I always side Templar because I cant stand ''muh weak victimhood'' complex of theirs. ''Oh, please help us warden/champion/inquisitor, we dindu nuffin.''
No, I meant beforehand. After some fucker blows up half the city, sure. But half the story is how about her increasing fanaticism is escalating the situation. Even most of the templars point out how most of her policies are unreasonably harsh and only serve to drive mages into hiding and/or to do the very thing the Circle and Templars are meant to prevent.
But a lot of them really didn't do nuffin.
Hash situations require harsh decisions. Kirkwall got tons of fucking immigrants, shitty redesigned darkspawns at the gate, there is the qun problem and fucking mages won't stop using blood magic. Their numbers rise during the game too. I mean what do you expect Meredith to do.

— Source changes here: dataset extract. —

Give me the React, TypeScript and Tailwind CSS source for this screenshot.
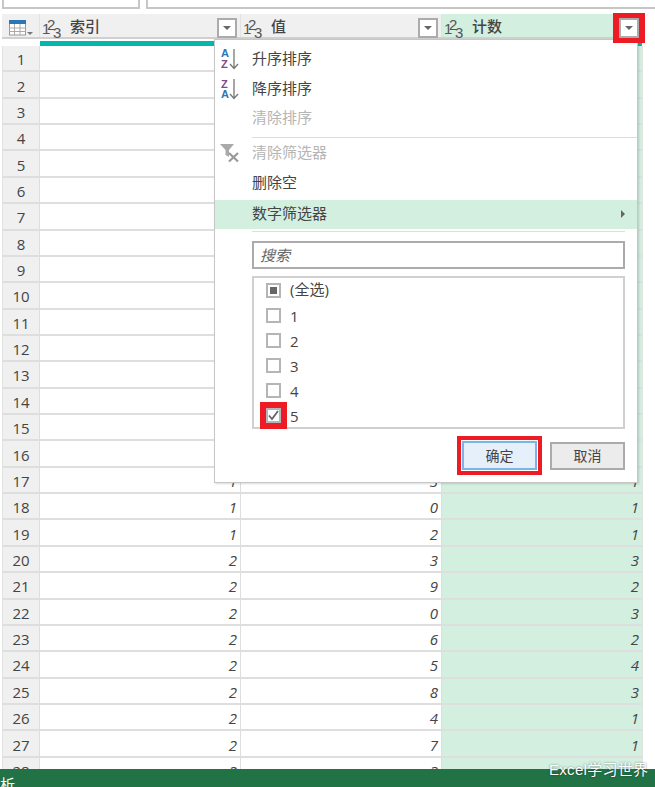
import type { ReactNode } from "react";

const rows: [number, string, string, string][] = [
  [1, "", "", ""], [2, "", "", ""], [3, "", "", ""], [4, "", "", ""],
  [5, "", "", ""], [6, "", "", ""], [7, "", "", ""], [8, "", "", ""],
  [9, "", "", ""], [10, "", "", ""], [11, "", "", ""], [12, "", "", ""],
  [13, "", "", ""], [14, "", "", ""], [15, "", "", ""], [16, "", "", ""],
  [17, "1", "3", "1"], [18, "1", "0", "1"], [19, "1", "2", "1"],
  [20, "2", "3", "3"], [21, "2", "9", "2"], [22, "2", "0", "3"],
  [23, "2", "6", "2"], [24, "2", "5", "4"], [25, "2", "8", "3"],
  [26, "2", "4", "1"], [27, "2", "7", "1"], [28, "2", "3", ""],
];

function TypeIcon() {
  return (
    <span className="relative block w-[21px] h-[23px] shrink-0 text-[#555] text-[15px] leading-[15px] font-['Liberation_Sans',sans-serif]">
      <span className="absolute left-[-1px] top-[7px]">1</span>
      <span className="absolute left-[4px] top-[3px]">2</span>
      <span className="absolute left-[10px] top-[11px]">3</span>
    </span>
  );
}

function DropButton({ marked }: { marked?: boolean }) {
  return (
    <div className="relative w-5 h-5 bg-white border-2 border-[#ababab] flex items-center justify-center shrink-0 self-end mb-[-1px]">
      <span className="w-0 h-0 border-x-[4px] border-x-transparent border-t-[4px] border-t-[#666]" />
      {marked && (
        <span className="absolute z-30 -left-[8px] -right-[8px] -top-[7px] -bottom-[7px] border-x-[6px] border-y-[5px] border-[#ed1c24]" />
      )}
    </div>
  );
}

function HeaderCol({ title, active }: { title: string; active?: boolean }) {
  return (
    <div className={`w-[200px] h-full flex items-start pl-[3px] pr-[3px] ${active ? "bg-[#d3efe0]" : "bg-[#f0f0f0]"}`}>
      <TypeIcon />
      <span className="ml-[6px] mt-[2px] text-[15px] leading-[22px] font-medium text-[#444] grow">{title}</span>
      <DropButton marked={active} />
    </div>
  );
}

function SortIcon({ flip }: { flip?: boolean }) {
  return (
    <svg width="24" height="24" viewBox="0 0 24 24" fill="none" className="block">
      <text x="1" y={flip ? 21 : 10} fontSize="11" fontWeight="700" fill="#2e75b6" fontFamily="Liberation Sans">A</text>
      <text x="1" y={flip ? 11 : 21} fontSize="11" fontWeight="700" fill="#7f4a8c" fontFamily="Liberation Sans">Z</text>
      <path d="M14 2v19M10 17l4 4.500 4-4.500" stroke="#777" strokeWidth="1.300" />
    </svg>
  );
}

function ClearFilterIcon() {
  return (
    <svg width="22" height="20" viewBox="0 0 22 20" className="block">
      <path d="M0 1h14L9 7v7L5.500 12V7z" fill="#aaa" />
      <path d="M9 10l9 8.500M18 10l-9 8.500" stroke="#999" strokeWidth="2.200" />
    </svg>
  );
}

function MenuItem({ label, disabled, icon, className }: { label: string; disabled?: boolean; icon?: ReactNode; className: string }) {
  return (
    <div className={`${className} flex items-center relative pl-[37px] pb-[2px]`}>
      {icon}
      <span className={`text-[15px] leading-[20px] ${disabled ? "text-[#b5b5b5]" : "text-[#444]"}`}>{label}</span>
    </div>
  );
}

function CheckRow({ label, state }: { label: string; state?: "mixed" | "checked" }) {
  return (
    <div className="h-[25px] flex items-center pl-[12px]">
      <span className="relative w-[15px] h-[15px] border-2 border-[#b5b5b5] bg-white flex items-center justify-center shrink-0">
        {state === "mixed" && <span className="w-[7px] h-[7px] bg-[#666]" />}
        {state === "checked" && (
          <svg width="11" height="11" viewBox="0 0 11 11" fill="none">
            <path d="M1 5.500l3 3.500 6-8" stroke="#666" strokeWidth="1.800" />
          </svg>
        )}
        {state === "checked" && (
          <span className="absolute -left-[8px] -right-[8px] -top-[8px] -bottom-[8px] border-[6px] border-[#ed1c24]" />
        )}
      </span>
      <span className={`ml-[9px] text-[15px] leading-[20px] text-[#444] ${state === "mixed" ? "mb-[3px]" : ""}`}>{label}</span>
    </div>
  );
}

function FilterMenu() {
  return (
    <div className="absolute left-[214px] top-[39px] w-[424px] h-[444px] bg-white border border-[#c6c6c6] shadow-[1px_1px_2px_rgba(0,0,0,0.15)] z-20 pt-[4px] font-['Open_Sans','Noto_Sans_CJK_SC',sans-serif]">
      <MenuItem
        label="升序排序"
        className="h-[30px]"
        icon={<span className="absolute left-[5px] top-[3px]"><SortIcon /></span>}
      />
      <MenuItem
        label="降序排序"
        className="h-[29px]"
        icon={<span className="absolute left-[5px] top-[3px]"><SortIcon flip /></span>}
      />
      <MenuItem label="清除排序" disabled className="h-[30px]" />
      <div className="h-px bg-[#dedede] ml-[37px] mt-[4px]" />
      <MenuItem
        label="清除筛选器"
        disabled
        className="h-[29px]"
        icon={<span className="absolute left-[5px] top-[5px]"><ClearFilterIcon /></span>}
      />
      <MenuItem label="删除空" className="h-[30px] mt-px" />
      <div className="h-[29px] mt-[2px] flex items-center pl-[37px] pb-[3px] bg-[#d3efe0] relative">
        <span className="text-[15px] leading-[20px] text-[#444]">数字筛选器</span>
        <span className="absolute right-[12px] top-[10px] w-0 h-0 border-y-[4px] border-y-transparent border-l-[4px] border-l-[#666]" />
      </div>
      <div className="h-px bg-[#dedede] ml-[37px] mr-[12px] mt-[2px]" />
      <div className="ml-[37px] mr-[12px] mt-[9px] h-[28px] border-2 border-[#ababab] flex items-center pl-[6px] text-[15px] italic text-[#666]">
        搜索
      </div>
      <div className="ml-[37px] mr-[12px] mt-[7px] h-[153px] border-2 border-[#d0d0d0]">
        <CheckRow label="(全选)" state="mixed" />
        <CheckRow label="1" />
        <CheckRow label="2" />
        <CheckRow label="3" />
        <CheckRow label="4" />
        <CheckRow label="5" state="checked" />
      </div>
      <div className="flex justify-end items-center gap-[8px] mr-[12px] mt-[7px]">
        <div className="w-[85px] h-[39px] border-[4px] border-[#ed1c24] bg-white p-[1px]">
          <div className="w-full h-full bg-[#e6f0fb] border-2 border-[#7db4e6] flex items-center justify-center text-[14px] text-[#444]">
            确定
          </div>
        </div>
        <div className="w-[75px] h-[28px] bg-[#ececec] border-2 border-[#ababab] flex items-center justify-center text-[14px] text-[#444]">
          取消
        </div>
      </div>
    </div>
  );
}

export default function App() {
  return (
    <div className="relative w-[655px] h-[787px] overflow-hidden bg-white font-['Liberation_Sans','Noto_Sans_CJK_SC',sans-serif]">
      <div className="flex gap-[6px] pl-[2px] h-[9px]">
        <div className="w-[138px] h-full border-x-2 border-b-2 border-[#c6c6c6]" />
        <div className="grow h-full border-l-2 border-b-2 border-[#c6c6c6]" />
      </div>

      <div className="mt-[5px] ml-[2px] w-[640px] h-[25px] flex gap-px bg-[#e2e2e2] border-b-2 border-[#d0d0d0]">
        <div className="w-[37px] h-full bg-[#f0f0f0] pl-[7px] pt-[6px]">
          <svg width="26" height="16" viewBox="0 0 26 16" fill="none" className="block">
            <rect x="0.500" y="0.500" width="16" height="14.500" fill="#fff" stroke="#999" />
            <rect x="0" y="0" width="17" height="4" fill="#2e75b6" />
            <path d="M0 8h17M0 11.500h17M5.500 4v11M11 4v11" stroke="#aaa" />
            <path d="M18 12h6l-3 3z" fill="#777" />
          </svg>
        </div>
        <HeaderCol title="索引" />
        <HeaderCol title="值" />
        <HeaderCol title="计数" active />
      </div>

      <div className="ml-[3px] w-[639px] h-[7px] flex gap-px items-start">
        <div className="w-[36px]" />
        <div className="w-[200px] h-[5px] mt-[2px] bg-[#01b8aa]" />
        <div className="w-[200px] h-[5px] mt-[2px] bg-[#01b8aa]" />
        <div className="w-[200px] h-[5px] mt-[2px] bg-[#01b8aa]" />
      </div>

      <div className="ml-[2px] w-[641px] border-x border-[#e2e2e2] font-['Open_Sans',sans-serif]">
        {rows.map(([n, a, b, c]) => (
          <div key={n} className="h-[26.37px] flex gap-px bg-[#dedede] border-b-2 border-[#dedede] text-[15px] leading-none text-[#444]">
            <div className="w-[36px] h-full bg-[#f0f0f0] pt-[3px] flex items-center justify-center">{n}</div>
            <div className="w-[200px] h-full bg-white pt-[3px] flex items-center justify-end pr-[3px] italic">{a}</div>
            <div className="w-[200px] h-full bg-white pt-[3px] flex items-center justify-end pr-[3px] italic">{b}</div>
            <div className="w-[200px] h-full bg-[#d3efe0] pt-[3px] flex items-center justify-end pr-[3px] italic">{c}</div>
          </div>
        ))}
      </div>

      <FilterMenu />

      <div className="absolute left-0 right-0 top-[769px] h-[18px] bg-[#217346] z-30 overflow-hidden">
        <span className="absolute left-0 top-[6px] text-white text-[15px] leading-[20px]">析</span>
      </div>
      <span className="absolute z-40 left-[549px] top-[761px] text-[15px] leading-[18px] tracking-[0.3px] text-white [text-shadow:0_0_2px_rgba(0,0,0,0.55)]">
        Excel学习世界
      </span>
    </div>
  );
}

the circles are good in concept but end up being retarded and innefective, and also possibly to blame for mages ending up the way they do.
I say let mages regulate themselves and have templars as a backup in case shit gets out of hand, rather than have them be a constant oppressive presence.
>Hash situations require harsh decisions.
Absolutely, but most of these problems are not the Templar's fucking problem. Their first and foremost problem are the Mages, everything else is the Viscount's problem.
>I mean what do you expect Meredith to do.
Set reasonable and appropriate steps to deal with that problem. It's been a while since I played it, but didn't she cut down on personal rights to a degree that even other Templars disagreed, started to needlessly lobotomize them, ordered torture on the slightest hint that some mage might know where rogue mages or bloodmages might hide and switched from bringing mages in to executing them on the spot? Not to mention threatening a purge at every provocation?
I'm not defending mages that blow up cities or enter pacts with demons here, I'm just saying that she did a shitty fucking job. The entire point of the circles is to be a reasonable way for mages to live, so they DON'T go into hiding and start summoning demons in your backyard.